Bill paused, shaken, before saying, “I don't know what you talking about.”

“Yes, you do. Peggy? Your
other
wife?” His mouth opened slightly. “Yeah, the one from Raleigh. She came to visit today. You left her pregnant and had the nerve to send her five dollars ‘for her troubles,' ” she said, holding a porcelain angel that had slipped off the shelf. “You remember that, don't you?”

“I don't need this,” he said, waving his hand in the air. Stumbling toward the front door, Bill stopped before leaving, staring through the screen in shock at a woman walking quickly up the sidewalk, grabbing a boy's hand. The four-year-old tried to keep up as his tiny legs dragged behind. His mother clenched his fingers and the straps of a large black purse, holding it tightly to the side of an oversize pregnant stomach.

Turning to help Fey stand, he caressed her arm, easing her up off the shelf, lifting his woman high. And with the angel figurine, she bashed him on the side of the head.

“Owww!”

Grandma Fey always laughed when she told this part of the story. “Owwww,” she'd say in a high-pitched voice, mocking Bill's pussylike whimper. Continuing the saga, she told the parts where he cussed and held his throbbing head. And then the final moment, when he stared at Fey's bloated belly, turned without a word, and left. Decades later, my mother, who was a fetus at the time of the fight, had yet to meet her dad. And the story, as it always did, left an awkward moment of silence, which Grandma Fey broke by looking up and yelling at me.

“Meena, don't you bring no crazy boys home. Get you a nice one,” she said, pointing at me. “Smart. But don't let him hit you. Or I'ma beat him.”

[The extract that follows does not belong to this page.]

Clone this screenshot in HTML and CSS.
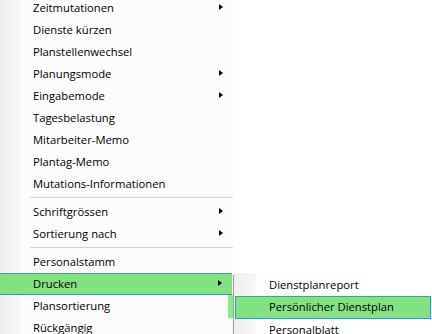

I'd never had that problem, I thought, sitting alone on my couch, staring through the blinds. The sun dipped behind clouds casting shadows across the horizon that opened up to torrential rain showers. I picked up the phone to dial, pausing to look at the numbers, before throwing the cordless back on the couch. Glancing out the window for signs of a green Hyundai, I grabbed the phone again and dialed Dexter's number. Once. Twice. Voice mail a third time. The anxiety strangled my stomach, tightening muscles into gassy contortions. I decided, as I tossed the phone down a fourth time, I was ready to do something about this situation.